Three Lines of Defence
Recently I read a DevOps book Investments Unlimited, a story about automating IT governance. It is more of a fictional novel than its thought-provoking predecessors (The Phoenix Project and The Unicorn Project). The story applied the Three Lines of Defence (3LoD) framework for IT processes governance, and concluded with continuous reporting of process compliance.
The Three Lines of Defence
TIL - The Chartered Institute of Internal Auditors (IIA) position the 3LoDs framework as effective management of risk with three lines approach. In laymen’s term, they are:
- Governance operations
- Governance management
- Governance oversight (governance of governance)
Below is the official diagram from IIA position paper.
Source: © Chartered Institute of Internal Auditors, March 2015
Increase IT governance velocity
3LoDs is a great approach, and I have seen some of my clients applying it vigorously with well-documented processes and procedures. But they quickly become the bottlenecks that limit the delivery velocity.
The classic road humps I encountered are security review assessment, architecture review, and budget approval. They are valuable adding activities (not waste), and usually increase lead times due to discovery of unplanned works or remediation of unfinished work.
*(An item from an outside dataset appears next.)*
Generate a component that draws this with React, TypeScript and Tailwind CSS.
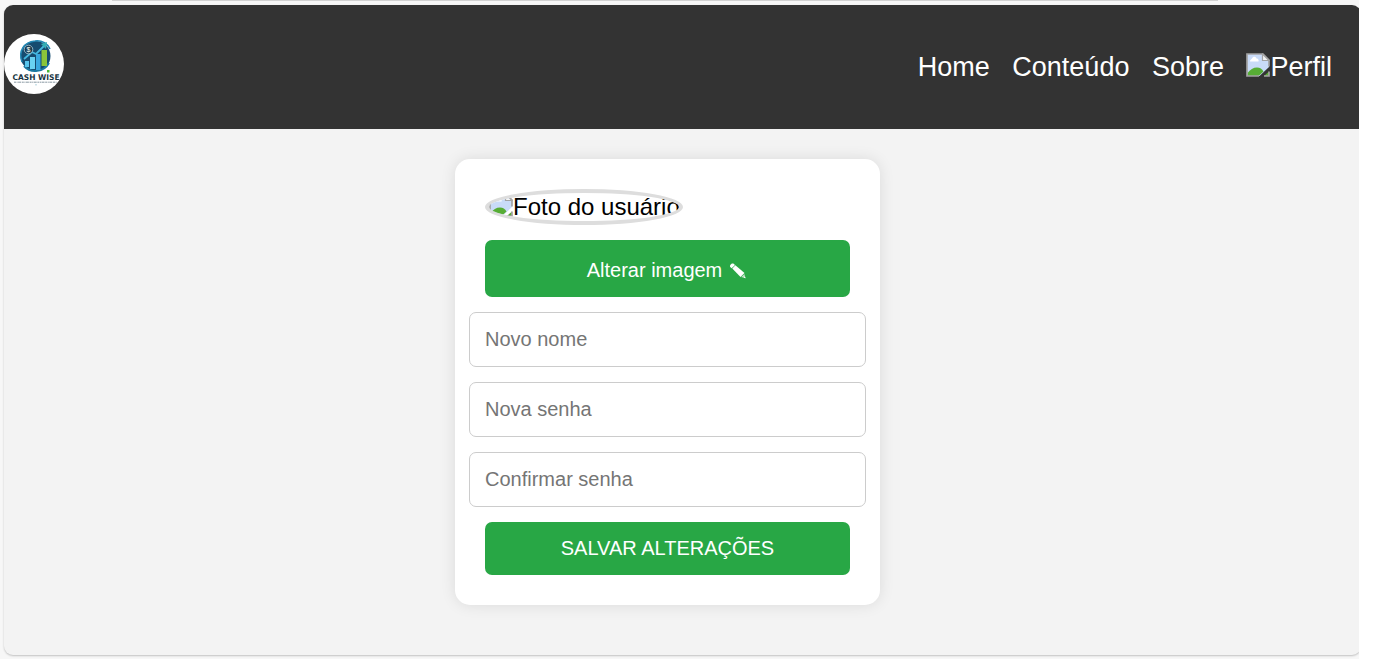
import React from "react";

function BrokenImage({ className }: { className: string }) {
  return (
    <svg viewBox="0 0 24 24" className={className} aria-hidden="true">
      <path d="M1 1H17L23 7V14L13.500 23H1Z" fill="#c9dbf8" />
      <path d="M4 8.500C4 6.500 5.500 6.500 6 5.500C7 3 10 3.500 10.500 5.500C12.500 5.500 13 7.500 12.500 8.500Z" fill="#fff" />
      <path d="M1.500 23V20C4 16.500 7.500 14.500 11 14.500C14 14.500 16 16 17.500 18.500L12.500 23Z" fill="#57ad35" />
      <path d="M23 18.500V23H18Z" fill="#57ad35" />
      <path d="M13 23H1V1H17L23 7V13.500M23 18.500V23H18" fill="none" stroke="#a3a3a3" strokeWidth="1.700" />
      <path d="M16.500 1V7.500H23Z" fill="#f5f5f5" stroke="#a3a3a3" strokeWidth="1.200" />
    </svg>
  );
}

function Logo() {
  return (
    <svg viewBox="0 0 60 60" className="h-[60px] w-[60px] shrink-0 rounded-full bg-white" role="img" aria-label="Cash Wise">
      <circle cx="31.500" cy="22" r="15" fill="#164c70" />
      <path d="M18 28C14 17 20 8 31 7C38 6 44 10 46 15" fill="none" stroke="#2388b4" strokeWidth="1.500" />
      <path d="M20 32C27 40 40 38 45 29" fill="none" stroke="#1b78a1" strokeWidth="2" />
      <rect x="21" y="27" width="4" height="6" fill="#58c5ed" />
      <rect x="26" y="23" width="5" height="12" fill="#69d2f2" />
      <rect x="32" y="20" width="4.500" height="16" fill="#39a8df" />
      <rect x="37.500" y="16" width="5.500" height="16" fill="#8ac53a" />
      <path d="M20 25L28 18L32 20L41 11" fill="none" stroke="#45b8df" strokeWidth="1.800" />
      <path d="M37 10L43 8L42 15Z" fill="#35aeb4" />
      <circle cx="24.500" cy="15.500" r="4.300" fill="#173b50" stroke="#b5d1dc" strokeWidth=".8" />
      <text x="24.500" y="18" textAnchor="middle" fontSize="7" fill="#fff" className="font-['Liberation_Sans']">$</text>
      <text x="8.500" y="46" textLength="47" lengthAdjust="spacingAndGlyphs" fontSize="7.8" fontWeight="700" fill="#173341" className="font-['DejaVu_Sans']">CASH WISE</text>
      <rect x="43" y="36" width="2.500" height="2.500" fill="#47b735" />
      <path d="M10 48.200H53" stroke="#8998a2" strokeWidth="1" strokeDasharray="2 .6 1 .5 3 .7" />
      <path d="M32 50V51.500" stroke="#9bc7d5" />
    </svg>
  );
}

function Pencil() {
  return (
    <svg viewBox="0 0 18 18" className="ml-[7px] h-[18px] w-[18px] translate-y-px" aria-hidden="true">
      <path d="M1.200 5C.2 3.200 2.800.700 4.700 1.700L6 2.900L2.700 6.200Z" fill="#fff" />
      <path d="M3.300 6.400L6.400 3.300L15.500 11.100L11.500 15.100Z" fill="#fff" />
      <path d="M15.400 11.900L16.500 16.200L12.200 15.100Z" fill="#b9e2c2" />
      <path d="M16 14.500L16.500 16.200L14.800 15.800Z" fill="#fff" />
    </svg>
  );
}

const fields = [
  { label: "Novo nome", type: "text" },
  { label: "Nova senha", type: "password" },
  { label: "Confirmar senha", type: "password" },
];

export default function App() {
  return (
    <div className="h-[659px] w-full overflow-hidden bg-white font-['Liberation_Sans',Arial,sans-serif]">
      <div className="h-full w-[1359px] overflow-hidden bg-[#f7f7f7] pl-1">
        <div className="ml-[108px] h-px w-[1106px] bg-[#d2d2d2]" />
        <div className="mt-1 flex h-[650px] w-[1357px] flex-col overflow-hidden rounded-[9px] bg-[#f3f3f3] shadow-[0_1px_2px_rgba(0,0,0,0.22)]">
          <header className="flex h-[124px] shrink-0 items-center justify-between bg-[#333] pr-[29px]">
            <div className="mt-[-6px]"><Logo /></div>
            <nav className="flex items-center gap-[22.5px] text-[27px] leading-8 text-white">
              <a href="#home">Home</a>
              <a href="#conteudo">Conteúdo</a>
              <a href="#sobre">Sobre</a>
              <a href="#perfil" className="flex items-center"><BrokenImage className="mt-[-5px] h-6 w-6" />Perfil</a>
            </nav>
          </header>
          <main className="flex justify-center pr-[30px] pt-[30px]">
            <form className="flex h-[446px] w-[425px] flex-col items-center gap-[15px] rounded-[15px] bg-white p-[30px] shadow-[0_0_15px_rgba(0,0,0,0.1)]" onSubmit={(e) => e.preventDefault()}>
              <div className="flex h-9 w-[198px] shrink-0 items-center self-start overflow-hidden rounded-[50%] border-4 border-[#ddd] text-2xl leading-7 whitespace-nowrap text-black">
                <BrokenImage className="mt-[-5px] h-6 w-6 shrink-0" />
                <span>Foto do usuário</span>
              </div>
              <button type="button" className="flex h-[57px] w-full shrink-0 items-center justify-center rounded-[7px] bg-[#28a745] pt-[3px] pr-px text-xl text-white">Alterar imagem<Pencil /></button>
              {fields.map(({ label, type }) => (
                <input key={label} type={type} placeholder={label} className="h-[55px] w-[397px] shrink-0 rounded-[7px] border border-[#ccc] bg-white px-[15px] text-xl text-black placeholder:text-[#757575]" />
              ))}
              <button type="submit" className="h-[53px] w-full shrink-0 rounded-[7px] bg-[#28a745] pb-0.5 text-xl text-white">SALVAR ALTERAÇÕES</button>
            </form>
          </main>
        </div>
      </div>
    </div>
  );
}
It is possible to remove or reduce these humps reduce friction and get faster feedback.
graph LR
A[Board / Audit Committee] --- B[IT Management]
subgraph 1LoD
C(Day-to-day operations)
D(Apply controls in design)
E(Apply controls in delivery)
end
B --- 1LoD
subgraph 2LoD
G[Financial Management]
H[Risk Management]
I[Architecture Fitness]
J[Security & Data Compliance]
end
B --- 2LoD
subgraph 3LoD
L[Internal Audit]
M[Independent Assessors]
end
A --- 3LoD
B -.- 3LoD
IT Management
- Interpret legislative and regulatory requirements for corporate governance policies
- Translate corporate governance policies into IT governance guardrails
- Publish referenced architectures and guidelines that align to the guardrails (with vendors consultation)
First Line of Defence (1LoD)
- Implement and inner-source referenced architectures as
- repository template with compliant workflows
- as-code templates
- starter workflow
- reusuable workflow
- required workflow
- reusable packages
- Deliver services with these shared components (as much as it makes sense)
- Continuous monitor for configuration drifts and response to alerts
- safe-settings
Second Line of Defence (2LoD)
- Implement IT governance guardrails as-code, continuous monitor for non-compliance, and remediate
- protectware - protect npm packages from malware
- Continuous evaluation of interpreted guardrails and referenced controls (many of these interpretations are moving to outcomes-based, rather looking for particular configuration outputs)
- Continuous alignment of referenced architectures and guidelines to desired outcomes and vendor innovations
- Monitoring the SLOs of identified risks to assure the risks are addressed
Third Line of Defence (3LoD)
- Monitor spikes and abnormalities in reportings
- Assure 1LoD and 2LoD are operating effectively and advise any improvement area to both Board and IT Management.